American baseball player (born 1989)

Taylor Matthew Davis (born November 28, 1989) is an American former professional baseball catcher. He played in Major League Baseball (MLB) for the Chicago Cubs and Pittsburgh Pirates.

==Playing career==
===Amateur===
Davis attended Jupiter High School in Jupiter, Florida. The Florida Marlins selected him in the 49th round of the 2008 Major League Baseball draft, but he did not sign. He enrolled at Morehead State University and played college baseball for the Morehead State Eagles. In 2011, he played collegiate summer baseball with the Brewster Whitecaps of the Cape Cod Baseball League.

===Chicago Cubs===
On July 23, 2011, Davis signed with the Chicago Cubs organization as an undrafted free agent. He made his professional debut with the Arizona League Cubs. In 2012, he split the year between the Single-A Peoria Chiefs and the High-A Daytona Cubs, accumulating a .257/.339/.369 slash line with 3 home runs and 38 RBI. The next year, he split the season between Daytona and the Double-A Tennessee Smokies, posting a .206/.270/.304 slash line with 2 home runs and 9 RBI. For the 2014 season, Davis returned to Tennessee and slashed .319/.375/.500 with a career-high 4 home runs and 29 RBI. In 2015, Davis split the year between Tennessee and the Triple-A Iowa Cubs, logging a .311/.361/.483 slash line with career-highs in home runs (9) and RBI (43). In 2016, Davis played for Iowa, Tennessee, and the Low-A Eugene Emeralds, hitting a cumulative .265/.347/.351 with 2 home runs and 30 RBI. He was assigned to Iowa to begin the 2017 season, and batted .297/.357/.429 in 102 games. While also playing in Iowa, Taylor had an uncanny ability to find the correct camera at all times.

Davis was called up to the majors for the first time on September 4, 2017. On September 14, 2017, Davis recorded his first major league hit on a slow roller up the third base line. He finished his rookie year going 3-for-13 with 1 RBI in 8 appearances. Davis was non-tendered by the Cubs on December 1 and became a free agent.

Davis re-signed with the Cubs on a minor league contract on December 21, 2017. He began the year with Iowa, batting .275/.348/.360 in 107 games. He had his contract purchased on September 1, 2018, and went 2-for-5 in 5 games. On May 4, 2019, Davis hit first career home run, a game tying grand slam off of the St. Louis Cardinals' Michael Wacha. He became the seventh player in MLB history to hit a tying grand slam for his first homer. He also became the third Cubs player to have his first homer be a grand slam.
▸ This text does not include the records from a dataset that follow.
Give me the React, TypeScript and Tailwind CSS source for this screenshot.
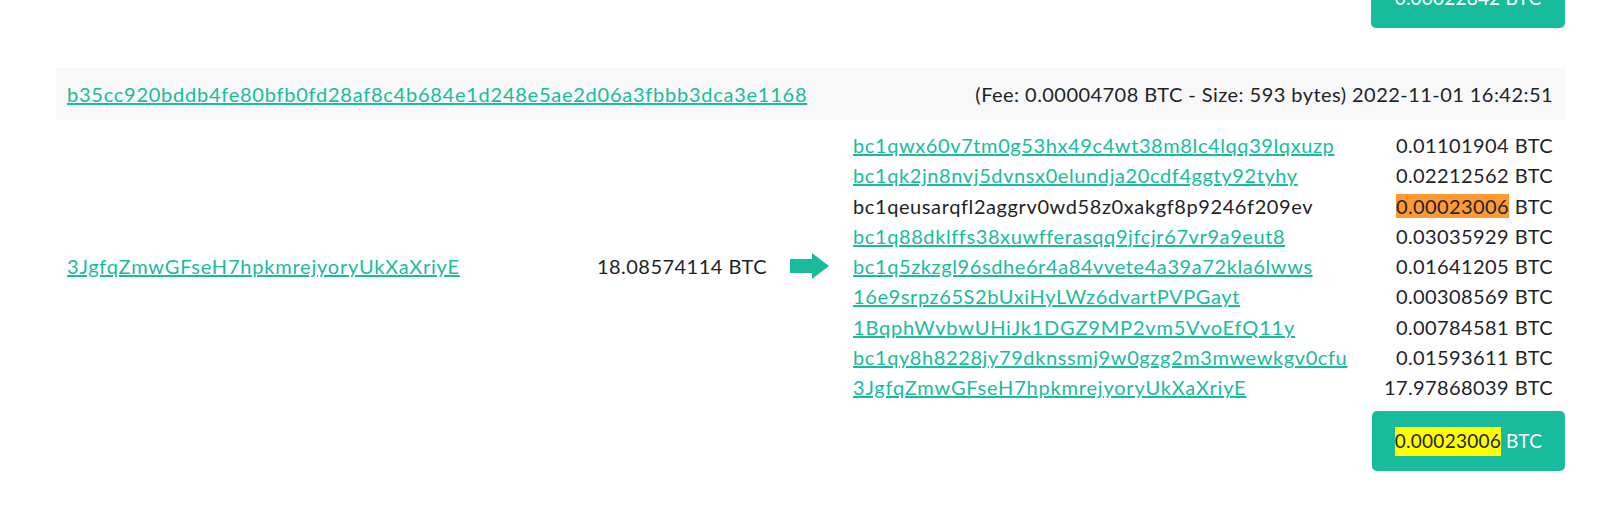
const outputs: { addr: string; amount: string; link: boolean; mine?: boolean; wide?: boolean }[] = [
  { addr: 'bc1qwx60v7tm0g53hx49c4wt38m8lc4lqq39lqxuzp', amount: '0.01101904', link: true },
  { addr: 'bc1qk2jn8nvj5dvnsx0elundja20cdf4ggty92tyhy', amount: '0.02212562', link: true },
  { addr: 'bc1qeusarqfl2aggrv0wd58z0xakgf8p9246f209ev', amount: '0.00023006', link: false, mine: true },
  { addr: 'bc1q88dklffs38xuwfferasqq9jfcjr67vr9a9eut8', amount: '0.03035929', link: true },
  { addr: 'bc1q5zkzgl96sdhe6r4a84vvete4a39a72kla6lwws', amount: '0.01641205', link: true },
  { addr: '16e9srpz65S2bUxiHyLWz6dvartPVPGayt', amount: '0.00308569', link: true },
  { addr: '1BqphWvbwUHiJk1DGZ9MP2vm5VvoEfQ11y', amount: '0.00784581', link: true, wide: true },
  { addr: 'bc1qy8h8228jy79dknssmj9w0gzg2m3mwewkgv0cfu', amount: '0.01593611', link: true },
  { addr: '3JgfqZmwGFseH7hpkmrejyoryUkXaXriyE', amount: '17.97868039', link: true, wide: true },
]

function Arrow() {
  return (
    <svg width="39" height="26" viewBox="0 0 39 26" className="block">
      <path d="M0 6h22V0l17 13-17 13v-6H0z" fill="#18bc9c" />
    </svg>
  )
}

export default function App() {
  return (
    <div className="w-[1600px] h-[512px] overflow-hidden bg-white font-['Lato',sans-serif] text-[20px] text-[#1e2328] pl-[56px] pr-[35px]">
      {/* previous tx total */}
      <div className="flex justify-end">
        <div className="mt-[-32px] h-[60px] w-[194px] rounded-[5px] bg-[#18bc9c] text-white text-[19px] tracking-[0.2px] flex items-center justify-center">
          0.00022842 BTC
        </div>
      </div>

      {/* tx header */}
      <div className="mt-[40px] h-[52px] bg-[#f8f8f8] flex items-center justify-between pl-[11px] pr-[12px]">
        <a href="#" className="text-[#18bc9c] underline tracking-[0.75px]">
          b35cc920bddb4fe80bfb0fd28af8c4b684e1d248e5ae2d06a3fbbb3dca3e1168
        </a>
        <span className="tracking-[0.45px]">(Fee: 0.00004708 BTC - Size: 593 bytes) 2022-11-01 16:42:51</span>
      </div>

      {/* inputs -> outputs */}
      <div className="flex items-center pt-[10px] pl-[11px] pr-[12px]">
        <div className="w-[480px]">
          <a href="#" className="text-[#18bc9c] underline tracking-[0.78px]">3JgfqZmwGFseH7hpkmrejyoryUkXaXriyE</a>
        </div>
        <div className="w-[220px] text-right tracking-[0.47px]">18.08574114 BTC</div>
        <div className="ml-[23px] w-[39px]">
          <Arrow />
        </div>
        <div className="ml-[24px] flex-1">
          {outputs.map((o, i) => (
            <div key={i} className="flex justify-between leading-[30.25px]">
              {o.link ? (
                <a href="#" className={o.wide ? 'text-[#18bc9c] underline tracking-[0.8px]' : 'text-[#18bc9c] underline tracking-[0.6px]'}>{o.addr}</a>
              ) : (
                <span className="tracking-[0.6px]">{o.addr}</span>
              )}
              <span className="tracking-[0.4px]">
                <span className={o.mine ? 'bg-[#ff9933]' : ''}>{o.amount}</span> BTC
              </span>
            </div>
          ))}
        </div>
      </div>

      <div className="flex justify-end mt-[9px]">
        <div className="h-[60px] w-[193px] rounded-[5px] bg-[#18bc9c] text-white text-[19px] tracking-[0.25px] flex items-center justify-center">
          <span className="bg-[#ffff00] text-[#1e2328]">0.00023006</span>&nbsp;BTC
        </div>
      </div>
    </div>
  )
}
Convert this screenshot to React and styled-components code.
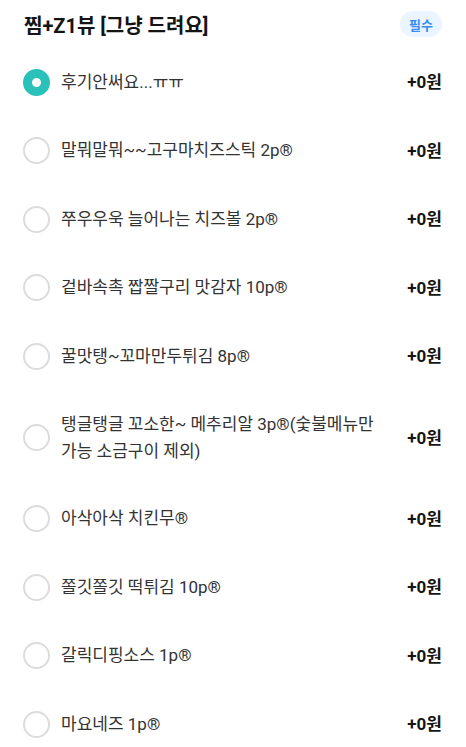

Davis only played in 7 games with Chicago in 2019, going 3-for-18, before he was designated for assignment, and cleared waivers on September 10, 2019. He elected free agency following the season on November 4.

===Baltimore Orioles===
On January 23, 2020, Davis signed a minor league contract with the Baltimore Orioles that included an invitation to Spring Training. Davis did not play in a game in 2020 due to the cancellation of the minor league season because of the COVID-19 pandemic. On October 29, 2020, Davis re-signed with the Orioles on a new minor league contract. Davis was assigned to the Triple-A Norfolk Tides to begin the 2021 season. In 12 games with the club, he posted a .289/.372/.368 slash line with 5 RBI.

===Pittsburgh Pirates===
On June 15, 2021, Davis was traded to the Pittsburgh Pirates in exchange for Jose Berroa. Davis had 5 at-bats in 2021, getting 2 hits. On November 16, Davis was released by the Pirates.

On March 11, 2022, Davis re-signed with the Pirates on a minor league contract that included an invitation to spring training. On August 5, Davis was designated for assignment. He cleared waivers and was sent outright to the Triple-A Indianapolis Indians on August 7. He elected free agency following the season on October 6.

==Coaching career==
On January 22, 2024, the Pirates organization hired Davis to serve as the catching and game–planning coach for their Double–A affiliate, the Altoona Curve.